Institutions are not blameless; they do have an obligation to provide accurate, clear, and unambiguous information to students and parents regarding the amount of borrowing that is required to attend the institution, and the implications of that borrowing. But in the end, it is up to the student and his family to decide whether to accept an offer of admission, and corresponding financial aid offer, or not.
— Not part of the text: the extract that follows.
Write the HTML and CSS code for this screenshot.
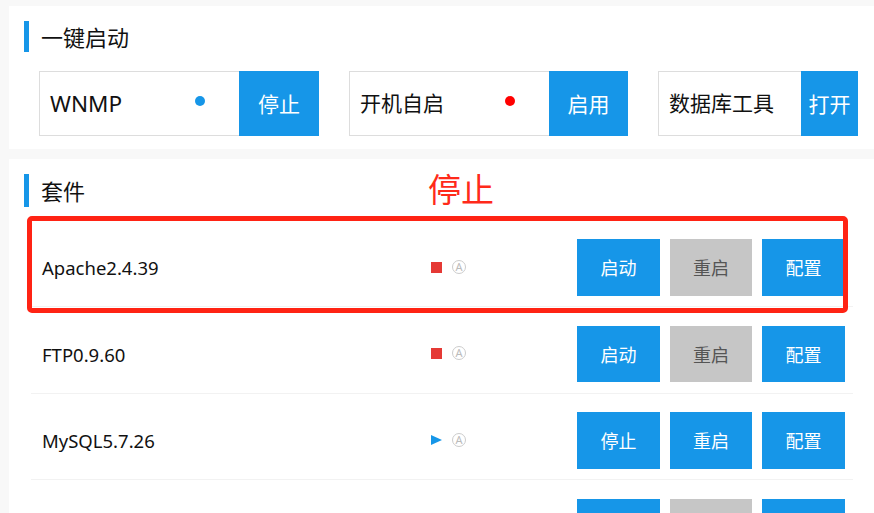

One more statistic in the Times article that is in question. The story reported that, “Ninety-four percent of students who earn a bachelor’s degree borrow to pay for higher education — up from 45 percent in 1993, according to an analysis by The New York Times of the latest data from the Department of Education.” This figure surprised me, as well as many of my colleagues who research financial aid, because the number we are familiar with is that approximately two-thirds of graduating bachelor’s degree recipients borrowed to finance their education, based on data from the National Postsecondary Student Aid Study. So the Times claim – based, supposedly on ED data – that 94 percent of students were borrowing, seemed incredulous. My colleague Sarah Turner at the University of Virginia, after sending an inquiry to one of the reporters, believes that she’s tracked down their error. Until the Times has had a chance to respond I am going to hold off on posting her analysis. But once they do, I will add an update with an explanation of the discrepancy in these numbers.
[Update May 16, 2012] The Times issued a correction to the figure regarding the proportion of students who borrow. You can see my post about the correction here.